First, let's use a local AWS CLI profile to create the boto session manager object.

In [3]:
bsm = BotoSesManager(profile_name="bmt_app_dev_us_east_1")

### Create Airflow DAG Script Artifact

This code block will create the Airflow DAG script artifact. Firstly, let's create the path to the script and display the content.

In [4]:
dir_here = Path.cwd().absolute()
dir_project_root = dir_here.parent
path_airflow_dag_script_1_py = dir_here.joinpath("airflow_dag_script_1.py")
print(path_airflow_dag_script_1_py.read_text())

import datetime

from airflow import DAG
from airflow.operators.empty import EmptyOperator

with DAG(
    dag_id="my_dag_name",
    start_date=datetime.datetime(2021, 1, 1),
    schedule="@daily",
):
    EmptyOperator(task_id="task")


Then we create an Airflow DAG script artifact object. We need to specify ``aws_region``, ``s3_bucket``, ``s3_prefix`` and ``dynamodb_table_name`` to define the artifact store backend. It uses the [versioned](https://github.com/MacHu-GWU/versioned-project) Python library under the hood to manage the artifact content and its metadata. Also, you have to give it a unique ``artifact_name``, it will become part of the naming convention of artifact S3 location. And we pass the ``path_airflow_dag_script`` to define where is the Airflow DAG script located.

In [5]:
aws_region = bsm.aws_region
s3_bucket = f"{bsm.aws_account_id}-{bsm.aws_region}-artifacts"
s3_prefix = "versioned-artifacts"
dynamodb_table_name = "versioned-artifacts"

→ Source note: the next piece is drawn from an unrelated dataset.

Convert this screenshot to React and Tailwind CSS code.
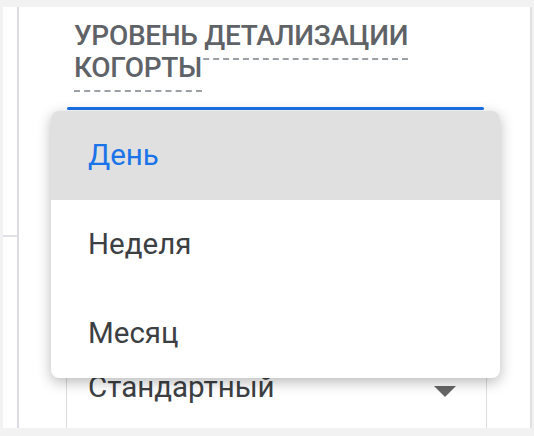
export default function App() {
  const options = [
    { label: 'День', active: true },
    { label: 'Неделя' },
    { label: 'Месяц' },
  ];

  return (
    <div className="relative w-[534px] h-[436px] overflow-hidden bg-[#f2f2f2] pt-[7px] pl-[3px] font-['Roboto',sans-serif]">
      <div className="flex w-[529px] h-[421px] bg-white border-r-2 border-[#e0e0e3]">
        {/* narrow left column */}
        <div className="w-[14px] shrink-0">
          <div className="h-[228px]" />
          <div className="h-[2px] bg-[#e0e0e6]" />
        </div>
        <div className="w-[2px] shrink-0 bg-[#dcdce4]" />

        {/* form column */}
        <div className="flex flex-col flex-1">
          <div className="ml-[55px] mt-[13px] w-[360px] text-[28px] leading-[32px] font-medium text-[#5f6368] uppercase tracking-[-0.3px]">
            <span className="bg-white border-b-2 border-dashed border-[#9aa0a6] pb-[6px]">
              Уровень детализации когорты
            </span>
          </div>

          <div className="ml-[48px] mt-[23px] w-[417px] h-[3px] rounded-full bg-[#1a73e8]" />

          <div className="ml-[47px] mt-[200px] w-[421px] flex-1 border-x border-[#dadce0] flex items-end">
            <div className="flex items-end justify-between w-full pl-[21px] pr-[30px] pb-[25px]">
              <span className="text-[29.5px] leading-[32px] text-[#3c4043]">Стандартный</span>
              <svg width="22" height="11" viewBox="0 0 22 11" className="mb-[6px]">
                <path d="M0 0h22L11 11z" fill="#666" />
              </svg>
            </div>
          </div>
        </div>
      </div>

      {/* open select menu */}
      <div className="absolute left-[51px] top-[111px] w-[449px] rounded-lg bg-white overflow-hidden shadow-[0_4px_14px_rgba(0,0,0,0.28)]">
        {options.map((o) => (
          <div
            key={o.label}
            className={`h-[89px] flex items-center pl-[37px] text-[29.5px] ${
              o.active ? 'bg-[#e0e0e0] text-[#1a73e8]' : 'text-[#3c4043]'
            }`}
          >
            {o.label}
          </div>
        ))}
      </div>
    </div>
  );
}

airflow_dag_script_artifact = AirflowDagArtifact(
    aws_region=aws_region,
    s3_bucket=s3_bucket,
    s3_prefix=s3_prefix,
    dynamodb_table_name=dynamodb_table_name,
    artifact_name="airflow_dag_script_1",
    path_airflow_dag_script=path_airflow_dag_script_1_py,
)
print(airflow_dag_script_artifact.path_airflow_dag_script.relative_to(dir_project_root.parent))

airflow_dag_artifact-project/examples/airflow_dag_script_1.py


``airflow_dag_artifact`` uses AWS S3 to store the artifact files and AWS DynamoDB to store the artifact metadata. Yet, the S3 bucket and DynamoDB table are not created yet, so we have to call the ``.bootstrap`` method to create them.

In [6]:
airflow_dag_script_artifact.repo.purge_all()
airflow_dag_script_artifact.bootstrap(bsm=bsm)

Now we can just call the ``put_artifact`` method to deploy the artifact as the ``LATEST``. It will return an ``Artifact`` object includes the metadata of the artifact.

In [7]:
artifact = airflow_dag_script_artifact.put_artifact(metadata={"foo": "bar"})
rprint(artifact)

If you want to deploy your Airflow dag via CLI, terraform, or any other tool, you can retrieve the versioned dag artifact from S3. You can use the ``get_artifact_s3path()`` method to get the latest artifact S3 uri.

In [8]:
s3path = airflow_dag_script_artifact.get_artifact_s3path()
print(s3path.uri)
rprint(s3path.console_url)

s3://111122223333-us-east-1-artifacts/versioned-artifacts/airflow_dag_script_1/LATEST.py


Once you made a release to production, you should create an immutable version of your artifact so you can roll back anytime. You can use ``publish_artifact_version()`` method to publish a new version from the Latest. The version is simply a immutable snapshot of your latest artifact.

In [9]:
artifact = airflow_dag_script_artifact.publish_artifact_version()
rprint(artifact)

When you are doing roll back, you need to pass the S3 uri of the historical version of artifact. You can use the ``get_artifact_s3path(version=...)`` method to get the S3 uri.

In [10]:
s3path = airflow_dag_script_artifact.get_artifact_s3path(version=1)
print(s3path.uri)

s3://111122223333-us-east-1-artifacts/versioned-artifacts/airflow_dag_script_1/000001.py


## Summary

Now you get the idea of how to manage Airflow DAG artifacts using ``airflow_dag_artifact`` Python library. With versioned artifacts, you can easily enable the blue/green, canary deployment, and have the confidence to roll back when there's a failure in production. I highly suggest this pattern in production project.